Creative Comedy Project
Circle, Circle, Dot, Dot By Tracy Maylath
Huddled like four bowling pins at one end of the dining table, we squint at the man perched far at the other end as though he might tumble toward us and topple our upstanding family. He’s Ed-from-across-the-street’s son. When Father warns us that he’s coming over to buy our battered Datsun, Mother scans the kitchen for invisible spies before hissing ‘Evelyn says he’s _____.’
Her sentence rams into a glottal stop.
‘He’s what?’ I ask.
‘She means he’s _____.’ Father’s gesture finishes his sentence. His right hand flopping, his left arm crooked, wrist planted on waist.
I giggle. Father as the little teapot when he recoils from holding Mother’s purse, even for a moment, like the purse will infect him with feminine cooties.
‘She means he’s gay,’ Brother says.
‘Shush,’ Mother says, ‘It’s not nice.’
Mother’s mouth opens to answer before her brain has shuttled words to it.
Brother assists, ‘because it’s against God.’
‘I dunno. Cause it says in the bible.’
‘Nuh uh. Does not.’
‘It does so. It says that being gay is a sin and if you do that kind of stuff, you’ll go to Hell.’
‘What kind of stuff?’
‘Gay stuff. Duh.’
‘Does not. The bible wouldn’t say “gay stuff”.’
‘Well it doesn’t say “gay stuff”, Stupid, it just says like being gay and stuff.’
Mother scuffs crumbs from the table.

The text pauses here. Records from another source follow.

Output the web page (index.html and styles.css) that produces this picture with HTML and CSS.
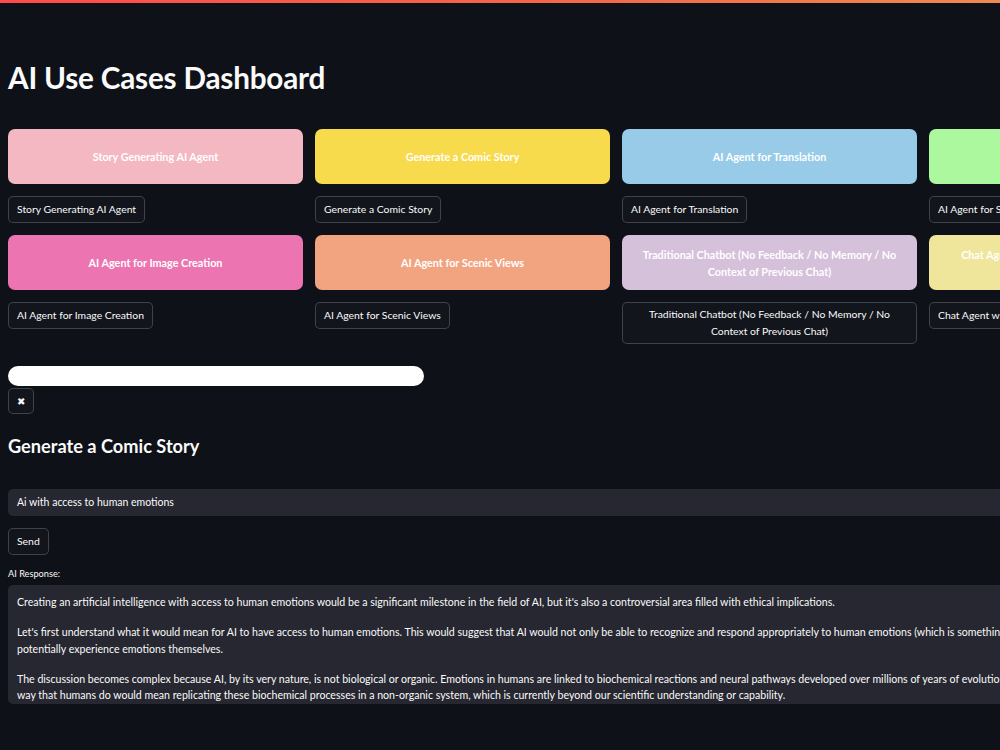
FILE: index.html
```html
<!DOCTYPE html>
<html>
<head>
<meta charset="utf-8">
<link rel="stylesheet" href="styles.css">
</head>
<body>
<div class="decoration"></div>
<main class="main">
  <h1 class="title">AI Use Cases Dashboard</h1>
  <div class="grid">
    <div class="cell">
      <div class="tile pink">Story Generating AI Agent</div>
      <button class="btn">Story Generating AI Agent</button>
    </div>
    <div class="cell">
      <div class="tile yellow">Generate a Comic Story</div>
      <button class="btn">Generate a Comic Story</button>
    </div>
    <div class="cell">
      <div class="tile blue">AI Agent for Translation</div>
      <button class="btn">AI Agent for Translation</button>
    </div>
    <div class="cell">
      <div class="tile green">AI Agent for Summarization</div>
      <button class="btn">AI Agent for Summarization</button>
    </div>
    <div class="cell">
      <div class="tile magenta">AI Agent for Image Creation</div>
      <button class="btn">AI Agent for Image Creation</button>
    </div>
    <div class="cell">
      <div class="tile salmon">AI Agent for Scenic Views</div>
      <button class="btn">AI Agent for Scenic Views</button>
    </div>
    <div class="cell">
      <div class="tile lavender">Traditional Chatbot (No Feedback / No Memory / No Context of Previous Chat)</div>
      <button class="btn btn-wide">Traditional Chatbot (No Feedback / No Memory / No Context of Previous Chat)</button>
    </div>
    <div class="cell">
      <div class="tile lemon">Chat Agent with Memory (Feedback / Memory /<br>Context of Previous Chat)</div>
      <button class="btn">Chat Agent with Memory</button>
    </div>
  </div>

  <div class="slider"></div>
  <button class="btn btn-close">&#10006;</button>

  <h3 class="subtitle">Generate a Comic Story</h3>

  <div class="input">Ai with access to human emotions</div>
  <button class="btn btn-send">Send</button>

  <div class="label">AI Response:</div>
  <div class="response">
    <p>Creating an artificial intelligence with access to human emotions would be a significant milestone in the field of AI, but it's also a controversial area filled with ethical implications.</p>
    <p>Let's first understand what it would mean for AI to have access to human emotions. This would suggest that AI would not only be able to recognize and respond appropriately to human emotions (which is something current AI can do to some extent), but also<br>potentially experience emotions themselves.</p>
    <p>The discussion becomes complex because AI, by its very nature, is not biological or organic. Emotions in humans are linked to biochemical reactions and neural pathways developed over millions of years of evolution. For AI to feel emotions the<br>way that humans do would mean replicating these biochemical processes in a non-organic system, which is currently beyond our scientific understanding or capability.</p>
    <p>Furthermore, there are many ethical questions to consider.</p>
  </div>
</main>
</body>
</html>
```

FILE: styles.css
```css
html, body {
  margin: 0;
  padding: 0;
  overflow: hidden;
  background: #0e1117;
}

body {
  width: 1000px;
  height: 750px;
  font-family: "Lato", "Liberation Sans", sans-serif;
  color: #fafafa;
}

.decoration {
  height: 3px;
  background: linear-gradient(90deg, #ff4b4b 0%, #f26a48 60%, #f08a50 100%);
}

.main {
  width: 1230px;
  padding: 0 0 0 8px;
  display: flex;
  flex-direction: column;
  align-items: flex-start;
}

.title {
  margin: 55px 0 0 0;
  height: 71px;
  font-size: 29.7px;
  font-weight: 700;
  line-height: 40px;
  letter-spacing: -0.2px;
}

.grid {
  display: grid;
  grid-template-columns: repeat(4, 295px);
  column-gap: 12px;
  row-gap: 12px;
  align-items: start;
}

.cell {
  display: flex;
  flex-direction: column;
  align-items: flex-start;
  gap: 12px;
}

.tile {
  box-sizing: border-box;
  width: 295px;
  height: 55px;
  border-radius: 7px;
  display: flex;
  align-items: center;
  justify-content: center;
  text-align: center;
  padding: 0 16px;
  font-size: 10.8px;
  font-weight: 700;
  line-height: 17px;
  color: #ffffff;
}

.pink { background: #f4b8c2; }
.yellow { background: #f8da4d; }
.blue { background: #97cbe7; }
.green { background: #abf89e; }
.magenta { background: #ec74b1; }
.salmon { background: #f2a481; }
.lavender { background: #d6c1db; }
.lemon { background: #efe69b; }

.btn {
  box-sizing: border-box;
  min-height: 27px;
  padding: 4px 8px;
  border: 1px solid rgba(250, 250, 250, 0.2);
  border-radius: 5px;
  background: #12151c;
  color: #fafafa;
  font-family: inherit;
  font-size: 10.4px;
  line-height: 17px;
  text-align: center;
  white-space: nowrap;
}

.btn-wide {
  width: 295px;
  white-space: normal;
  padding: 3px 20px;
}

.slider {
  margin-top: 22px;
  width: 416px;
  height: 20px;
  border-radius: 10px;
  background: #ffffff;
}

.btn-close {
  margin-top: 2px;
  width: 26px;
  height: 26px;
  min-height: 0;
  padding: 0;
  font-size: 10px;
  line-height: 24px;
}

.subtitle {
  margin: 19px 0 0 0;
  font-size: 18.2px;
  font-weight: 700;
  line-height: 26px;
}

.input {
  box-sizing: border-box;
  margin-top: 30px;
  width: 1200px;
  height: 27px;
  padding: 0 9px;
  border-radius: 5px;
  background: #262730;
  font-size: 10.5px;
  line-height: 27px;
}

.btn-send {
  margin-top: 12px;
  height: 27px;
}

.label {
  margin-top: 12px;
  font-size: 9.2px;
  line-height: 14px;
}

.response {
  box-sizing: border-box;
  margin-top: 4px;
  width: 1200px;
  height: 119px;
  overflow: hidden;
  padding: 9px 9px;
  border-radius: 5px;
  background: #262730;
  font-size: 10.6px;
  line-height: 16.5px;
  white-space: nowrap;
}

.response p {
  margin: 0 0 13.5px 0;
}
```
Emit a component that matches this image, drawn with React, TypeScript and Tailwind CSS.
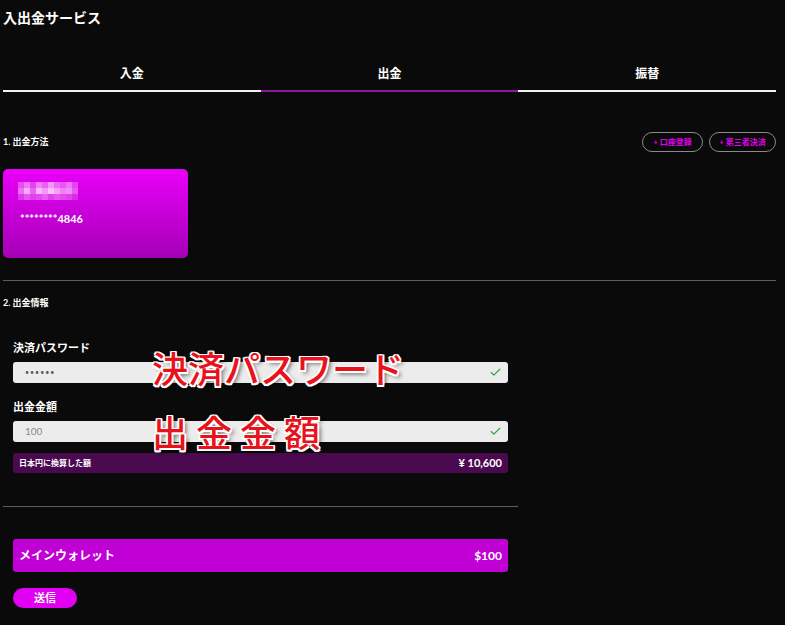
import { Check } from "lucide-react";

const jp = { fontFamily: '"Lato", "Noto Sans CJK JP", sans-serif' };

const blur = [
  [0.35, 0.55, 0.3, 0.6, 0.45, 0.7, 0.5, 0.4, 0.55, 0.3],
  [0.5, 0.8, 0.45, 0.85, 0.7, 0.9, 0.75, 0.6, 0.65, 0.4],
  [0.25, 0.4, 0.3, 0.35, 0.45, 0.3, 0.4, 0.35, 0.3, 0.2],
];

function Tab({ label, active }: { label: string; active?: boolean }) {
  return (
    <div
      className={`flex-1 text-center text-[12px] font-bold leading-[16px] text-white pb-[8px] border-b-2 ${
        active ? "border-[#8b1a9b]" : "border-[#f2f2f2]"
      }`}
    >
      {label}
    </div>
  );
}

function Field({ label, value, dim }: { label: string; value: string; dim?: boolean }) {
  return (
    <div>
      <div className="text-[11px] font-bold leading-[14px] text-white">{label}</div>
      <div className="mt-[7px] h-[21px] rounded-[3px] bg-[#ececec] flex items-center justify-between px-[12px]">
        <span className={dim ? "text-[10px] text-[#8a8a8a]" : "text-[7px] text-[#555] tracking-[1px]"}>{value}</span>
        <Check size={13} strokeWidth={2} className="text-[#2e9e44] -mr-[6px]" />
      </div>
    </div>
  );
}

export default function App() {
  return (
    <div className="relative min-h-[625px] bg-[#0a0a0a] text-white pl-[3px] pr-[9px] pt-[9px]" style={jp}>
      <h1 className="text-[14px] font-bold leading-[18px]">入出金サービス</h1>

      <div className="flex mt-[39px]">
        <Tab label="入金" />
        <Tab label="出金" active />
        <Tab label="振替" />
      </div>

      <div className="mt-[40px] h-[20px] flex items-center justify-between">
        <span className="text-[9px] font-bold">1. 出金方法</span>
        <div className="flex gap-[6px]">
          <button className="h-[20px] w-[61px] rounded-full border border-[#8a8a8a] text-[8px] font-bold text-[#e000f0]">
            + 口座登録
          </button>
          <button className="h-[20px] w-[67px] rounded-full border border-[#8a8a8a] text-[8px] font-bold text-[#e000f0]">
            + 第三者決済
          </button>
        </div>
      </div>

      <div className="mt-[17px] w-[185px] h-[89px] rounded-[5px] bg-gradient-to-b from-[#ea00fa] to-[#a500b6] pt-[13px] pl-[15px]">
        <div className="flex flex-col">
          {blur.map((row, i) => (
            <div key={i} className="flex">
              {row.map((o, j) => (
                <div key={j} className="w-[6px] h-[6px] bg-[#ffd6ff]" style={{ opacity: o }} />
              ))}
            </div>
          ))}
        </div>
        <div className="mt-[12px] ml-[2px] text-[11px] font-bold leading-[14px]">********4846</div>
      </div>

      <div className="mt-[22px] h-px bg-[#5e5e5e]" />

      <div className="mt-[15px] text-[9px] font-bold leading-[14px]">2. 出金情報</div>

      <div className="w-[515px]">
        <div className="px-[10px]">
          <div className="mt-[31px]">
            <Field label="決済パスワード" value="••••••" />
          </div>
          <div className="mt-[17px]">
            <Field label="出金金額" value="100" dim />
          </div>
          <div className="mt-[11px] h-[20px] rounded-[3px] bg-[#4b0a50] flex items-center justify-between px-[6px]">
            <span className="text-[8px] font-bold">日本円に換算した額</span>
            <span className="text-[11px] font-bold">¥ 10,600</span>
          </div>
        </div>

        <div className="mt-[33px] h-px bg-[#5e5e5e]" />

        <div className="px-[10px]">
          <div className="mt-[32px] h-[33px] rounded-[3px] bg-[#c000d4] flex items-center justify-between px-[6px]">
            <span className="text-[12px] font-bold">メインウォレット</span>
            <span className="text-[12px] font-bold">$100</span>
          </div>
          <button className="mt-[16px] h-[20px] w-[64px] rounded-full bg-[#e200f2] text-[11px] font-bold text-white">
            送信
          </button>
        </div>
      </div>

      <div
        className="absolute left-[152px] top-[347px] text-[36px] leading-[40px] font-medium text-[#e8121c] [text-shadow:1.5px_1.5px_0_#fff,-1.5px_-1.5px_0_#fff,1.5px_-1.5px_0_#fff,-1.5px_1.5px_0_#fff,0_1.5px_0_#fff,0_-1.5px_0_#fff,1.5px_0_0_#fff,-1.5px_0_0_#fff,3px_3px_4px_rgba(0,0,0,0.6)]"
        style={{ fontFamily: '"Noto Sans CJK JP", sans-serif' }}
      >
        決済パスワード
      </div>
      <div
        className="absolute left-[152px] top-[411px] text-[36px] leading-[40px] tracking-[8px] font-medium text-[#e8121c] [text-shadow:1.5px_1.5px_0_#fff,-1.5px_-1.5px_0_#fff,1.5px_-1.5px_0_#fff,-1.5px_1.5px_0_#fff,0_1.5px_0_#fff,0_-1.5px_0_#fff,1.5px_0_0_#fff,-1.5px_0_0_#fff,3px_3px_4px_rgba(0,0,0,0.6)]"
        style={{ fontFamily: '"Noto Sans CJK JP", sans-serif' }}
      >
        出金金額
      </div>
    </div>
  );
}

Father rattles the pages of the used car ads.
‘But Ted at church was gay?’ I say.
‘Shhhhhh...’ Mother hisses.
‘But you said that’s why he got fired?’
‘The new organist is better anyway,’ she answers.
‘I sat next to him once,’ Brother shudders. ‘The bible is right, they should just all go live in San Francisco.’
‘The bible says gay people should all live in San Francisco?’
Mother tells me to stop acting superior. But I’m not because the bible is like algebra. It makes me feel stupid because everyone else understands that gay = bad and I don’t get how they balance that equation.
Now he’s here at our kitchen table having car facts volleyed toward him by Father while I examine him, like he’s my algebra textbook, for clues. He’s just like Ted, or Father, wearing a boring shirt with the penguin logo on the chest. He and Father seal their deal with a manly handshake.
As he’s getting in the car, he spots me peering at him from the kitchen windows and waves at me.
I ask Father, ‘he seems nice?’
‘Well as long as he doesn’t shove it in my face, I guess his money’s just like anyone else’s.’
I puzzle over what Father thinks Ed-from-across-the-street’s son might shove in his face. I figure it must be the gay stuff the bible mentions.
Brother sneaks up beside me. He grabs my arm, shunts up my sleeve and draws an imaginary inoculation on my forearm, ‘circle, circle, dot, dot, now you have a cootie shot.’